Случай моих родителей был в этом отношении типичным. Будучи подневольными рабами сталинской трудармии, они под надзором карающих органов направлены были из Сибири в город Брянск, переводчиками в лагерь для военнопленных. Отказаться было невозможно, и родители мои вынуждены были переводить письма пленных немцев на родину, чтобы не дай Бог не вышла на волю какая-нибудь страшная военная тайна о лагерной жизни барака номер восемь или номер двадцать два. В тот же день, когда объявлена была демобилизация по трудармии, мои родители написали заявления об увольнении. Начальник оба заявления порвал и сказал: «Вы еще тут нужны». Они написали новые. Начальник начальника вызвал их к себе и спросил: «Вам что – назад в Сибирь захотелось? До конца дней кедры лобзиком валить? Могу организовать. Идите работать», – и порвал заявления снова. Родители упрямо переписали заявления в третий раз, и приложили к ним газету с опубликованным постановлением о расформировании трудармии и демобилизации трудармейцев. И тогда главный начальник начальников сказал: «Ладно. Валите нахер. Но пожалеете вы об этом горько, я вас предупреждаю. Это я вам обещаю лично. Вы немцами были и остались, и на работу вас не возьмут теперь нигде – даже сторожами. С голоду подохнете: попомните мое слово!», – и подмахнул заявления. Начальник не соврал: более года родителей никуда не брали. Встречали везде с восторгом, восхищались дипломами и квалификацией, а через несколько дней сухо сообщали, не извиняясь: «Место уже занято». Как они пережили этот год – об этом родители мои вспоминать не любили. Я знаю, что они сажали картошку где-то на берегу Болвы (приток Десны) и продавали на толкучке последние вещи. «Добрые люди помогали», – объясняли они мне. Поразительно, но факт: пережив все эти сволочные времена, прожив жизнь в самое страшное и жестокое время, которое только можно себе представить, они продолжали верить в добрых людей. Мало того: они и мне, своему продолжению, настойчиво завещали, что хороших людей на земле больше, чем плохих. Это единственная истина, полученная от них, которая в моем личном опыте не подтвердилась – разве что люди в конце двадцатого века стали другими… Но с этой иллюзией о хороших людях я рос, и тем больнее было мне потом переучиваться, избавляться от нее и врастать в объективную реальность с правильной стороны.

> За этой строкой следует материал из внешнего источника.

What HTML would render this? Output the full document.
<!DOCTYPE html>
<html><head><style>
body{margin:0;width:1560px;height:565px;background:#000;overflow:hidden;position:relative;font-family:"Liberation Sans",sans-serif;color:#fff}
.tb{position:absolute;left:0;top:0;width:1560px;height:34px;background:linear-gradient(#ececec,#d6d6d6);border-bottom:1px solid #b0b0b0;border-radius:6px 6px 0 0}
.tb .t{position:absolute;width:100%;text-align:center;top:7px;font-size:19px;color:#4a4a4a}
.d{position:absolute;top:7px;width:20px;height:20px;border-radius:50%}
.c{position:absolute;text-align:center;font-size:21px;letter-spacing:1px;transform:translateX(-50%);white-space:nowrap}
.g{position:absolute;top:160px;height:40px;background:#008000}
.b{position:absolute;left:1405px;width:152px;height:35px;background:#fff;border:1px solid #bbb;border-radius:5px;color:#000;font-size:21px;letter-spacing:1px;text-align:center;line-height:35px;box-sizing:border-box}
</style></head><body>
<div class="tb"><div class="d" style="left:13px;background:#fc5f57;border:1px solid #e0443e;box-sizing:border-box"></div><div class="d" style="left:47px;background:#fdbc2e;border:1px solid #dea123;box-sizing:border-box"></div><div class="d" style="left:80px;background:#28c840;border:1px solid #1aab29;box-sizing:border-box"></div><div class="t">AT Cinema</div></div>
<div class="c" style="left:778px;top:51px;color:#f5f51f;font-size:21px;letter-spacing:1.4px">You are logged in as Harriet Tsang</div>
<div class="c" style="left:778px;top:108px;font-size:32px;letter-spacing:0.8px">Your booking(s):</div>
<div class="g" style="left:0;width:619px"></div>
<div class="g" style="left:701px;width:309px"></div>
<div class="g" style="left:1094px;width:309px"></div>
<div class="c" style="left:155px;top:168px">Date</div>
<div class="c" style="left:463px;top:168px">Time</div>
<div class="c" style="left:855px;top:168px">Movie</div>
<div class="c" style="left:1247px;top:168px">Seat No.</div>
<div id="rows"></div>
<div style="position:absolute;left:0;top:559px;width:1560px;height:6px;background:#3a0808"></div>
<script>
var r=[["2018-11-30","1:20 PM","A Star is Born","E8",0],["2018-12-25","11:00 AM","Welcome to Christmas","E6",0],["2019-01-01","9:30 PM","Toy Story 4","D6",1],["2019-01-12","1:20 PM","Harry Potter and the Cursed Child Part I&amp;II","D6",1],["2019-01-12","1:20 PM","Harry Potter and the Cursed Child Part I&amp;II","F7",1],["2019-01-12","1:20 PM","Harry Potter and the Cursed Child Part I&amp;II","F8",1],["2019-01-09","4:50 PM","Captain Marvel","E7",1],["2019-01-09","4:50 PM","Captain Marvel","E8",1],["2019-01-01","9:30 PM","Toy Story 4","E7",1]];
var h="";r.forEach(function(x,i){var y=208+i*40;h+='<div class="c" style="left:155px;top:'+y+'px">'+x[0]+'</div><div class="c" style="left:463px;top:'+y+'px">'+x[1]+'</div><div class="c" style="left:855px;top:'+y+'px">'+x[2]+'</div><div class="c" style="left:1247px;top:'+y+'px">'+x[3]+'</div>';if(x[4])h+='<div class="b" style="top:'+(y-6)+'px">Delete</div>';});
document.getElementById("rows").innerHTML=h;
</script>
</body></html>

Однако, назад, к истории моих родителей. Однажды мама вспомнила: «Послушай, Саша, Курт Клюге рассказывал, что он с бригадой работал в какой-то деревне на восстановлении сельскохозяйственного техникума. Тут недалеко где-то. То ли Мотино, то ли Котино?». – «Кокино, – поправил ее отец, – да, помню. Он очень директора хвалил, добрый человек, дескать, пленных жалеет: нас чаем с медом напоил и бутербродов с маслом дал с собой». – «Да, правильно. Я тоже помню. Так вот я и подумала: если тот директор такой хороший человек, то он может быть и нас возьмет? Это же техникум. Мы могли бы там преподавать». – «Уж преподавать-то нас точно не возьмут», – усомнился отец, но тем не менее будущие мои родители оделись понарядней во что еще оставалось, взяли свои ленинградские дипломы и отправились на автостанцию узнавать, как добраться до этого самого Кокино. Оказалось, что добираться надо по железной дороге до станции Выгоничи, а оттуда еще семь верст пешим ходом. Куда деваться: пешим так пешим, и родители отправились на станцию Выгоничи.
Рылько взял обоих на работу в тот же вечер. Со следующего дня начиная. Отца это напугало: он не хотел, чтобы через три дня их выгнали. Он рассказал директору все без утайки: об увольнении из лагеря военнопленных и о клятве начальника. Рылько рассказ выслушал, задумался на мгновенье, поблагодарил за информацию и вызвал завхоза Фролова, чтобы тот проводил новых преподавателей в общежитие. Назавтра они приступили к работе. С этого дня наступила для них эпоха счастья. Счастья было так много, что даже я родился от него, чем еще больше это счастье преумножил, как меня заверяли потом всю жизнь мои родители. И я не жалею, что родился, потому что выпало мне родиться не где-нибудь, но в Кокино, на берегах Десны, и познать много добра в той кокинской жизни.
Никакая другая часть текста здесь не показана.